Judge Elizabeth Kubushi said that while the police were wrong for arresting her and throwing her in jail, her husband could not be blamed for the arrest because this was in the hands of the police.

The police persisted until the last day of the trial before court to dispute any wrongdoing.

However, shortly before the case was concluded, the police conceded that it was wrong to throw her in jail.

Judge Kubushi awarded a punitive cost order against the police.

“I consider the actions of the police - waiting until the last day of trial before informing the opponent of the concession - to be vexatious,” the judge said.

Apart from paying the hefty legal fees, the police also have to pay Visser R80000 in damages for the night she spent in jail.

The husband usually fetched the children every second weekend. During the weekend in question, when he fetched the children as usual, the then 16-year-old daughter refused to leave with him.

He left with the other two children and when Visser and her daughter went to fetch the children on the Sunday, no one responded to the knock on the door.

They then left for church and while the service was on her husband and the police arrived to arrest her.

Church members tried to intervene, but the police threw Visser into the back of a van and took her to the Florida police station.

She was later detained at the Linden police station, before she was released the next day. All charges were withdrawn against her.

Visser said the conditions in the cell were inhumane.

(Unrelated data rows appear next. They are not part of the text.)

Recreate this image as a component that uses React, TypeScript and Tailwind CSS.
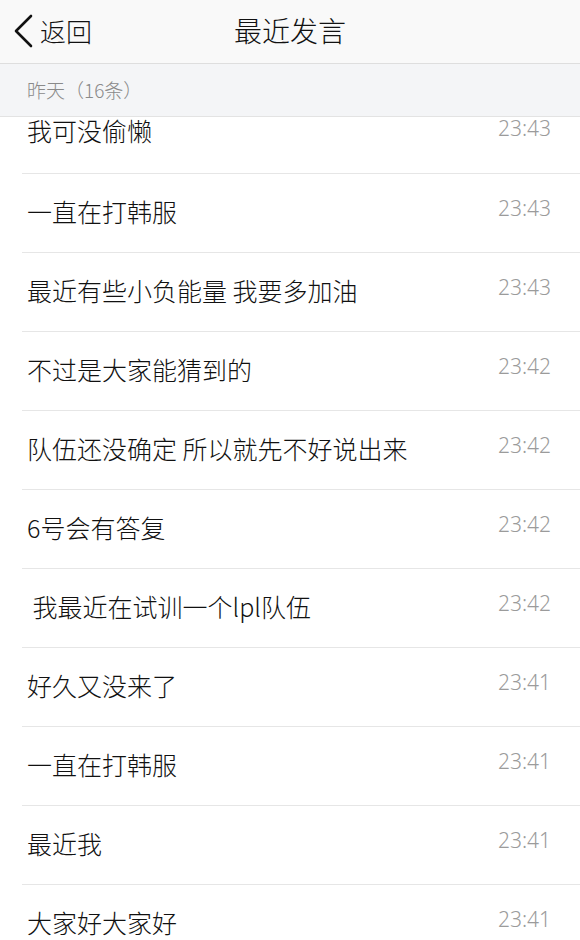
import React from "react";

const rows: { text: string; time: string }[] = [
  { text: "一直在打韩服", time: "23:43" },
  { text: "最近有些小负能量 我要多加油", time: "23:43" },
  { text: "不过是大家能猜到的", time: "23:42" },
  { text: "队伍还没确定 所以就先不好说出来", time: "23:42" },
  { text: "6号会有答复", time: "23:42" },
  { text: " 我最近在试训一个lpl队伍", time: "23:42" },
  { text: "好久又没来了", time: "23:41" },
  { text: "一直在打韩服", time: "23:41" },
  { text: "最近我", time: "23:41" },
  { text: "大家好大家好", time: "23:41" },
];

const cjk = { fontFamily: '"Noto Sans CJK SC", "Noto Sans", sans-serif' };
const num = { fontFamily: '"Noto Sans", "Liberation Sans", sans-serif' };

export default function App() {
  return (
    <div className="w-[580px] h-[940px] overflow-hidden bg-white font-light" style={cjk}>
      <div className="relative h-[64px] bg-[#f9f9f9] border-b border-[#dedede] flex items-center justify-center">
        <div className="absolute left-[12px] top-0 h-full flex items-center gap-[6px]">
          <svg width="22" height="34" viewBox="0 0 22 34" className="mt-[-2px]">
            <path d="M19 2 L4 17 L19 32" fill="none" stroke="#111" strokeWidth="2.6" strokeLinecap="round" strokeLinejoin="round" />
          </svg>
          <span className="text-[26px] text-[#111] leading-none mt-[-2px]">返回</span>
        </div>
        <span className="text-[28px] text-[#111] leading-none mt-[-4px]">最近发言</span>
      </div>
      <div className="h-[53px] bg-[#f4f5f7] border-b border-[#e3e3e3] flex items-center pl-[27px]">
        <span className="text-[19px] text-[#8a8a8a] leading-none mt-[-2px]">昨天（16条）</span>
      </div>
      <div className="h-[56px] flex items-start justify-between pl-[27px] pr-[29px]">
        <span className="text-[25px] text-[#111] leading-none mt-[1px]">我可没偷懒</span>
        <span className="text-[21px] text-[#9b9b9b] leading-none mt-[1px]" style={num}>23:43</span>
      </div>
      <div className="ml-[22px]">
        {rows.map((r, i) => (
          <div key={i} className="h-[79px] border-t border-[#e6e6e6] flex items-center justify-between pl-[5px] pr-[29px]">
            <span className="text-[25px] text-[#111] leading-none whitespace-pre mt-[-4px]">{r.text}</span>
            <span className="text-[21px] text-[#9b9b9b] leading-none mt-[-9px]" style={num}>{r.time}</span>
          </div>
        ))}
      </div>
    </div>
  );
}
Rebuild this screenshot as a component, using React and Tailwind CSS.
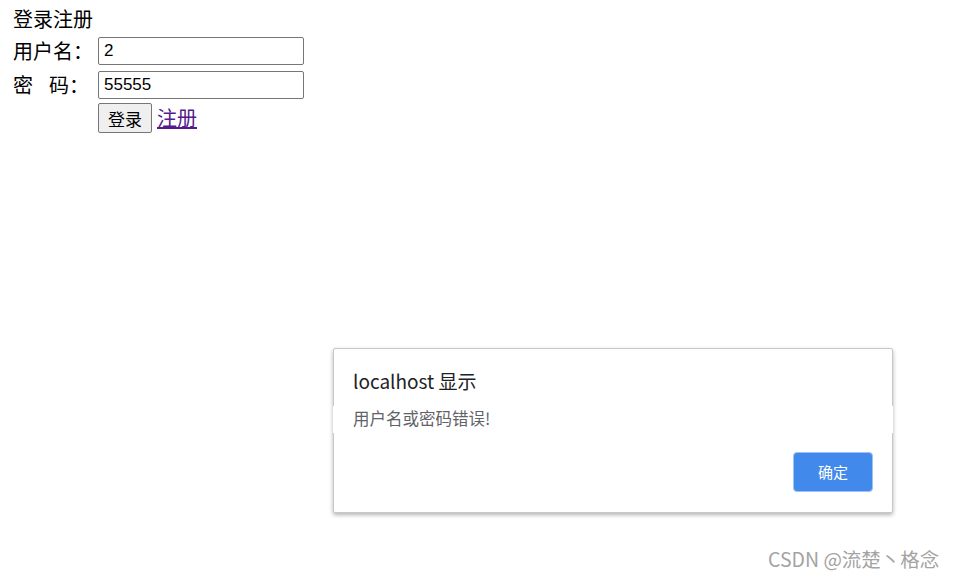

She was forced to sleep on a cold cement floor with nothing other than two dirty blankets, which were inadequate against the bitter cold winter’s night.

The toilet was open and filthy, and created a stench in the cell. There was also no flowing water.

Visser described the incident as extremely traumatic and totally unnecessary.

She is now suffering from kidney problems, which her doctor said was probably as a result of her sleeping on the cold floor in the cell.

She also said that it was extremely humiliating when she was arrested in full view of her fellow congregants.

The judge said there was no reason for her arrest and was of the view that R80000 was fair compensation for spending a night in the cell.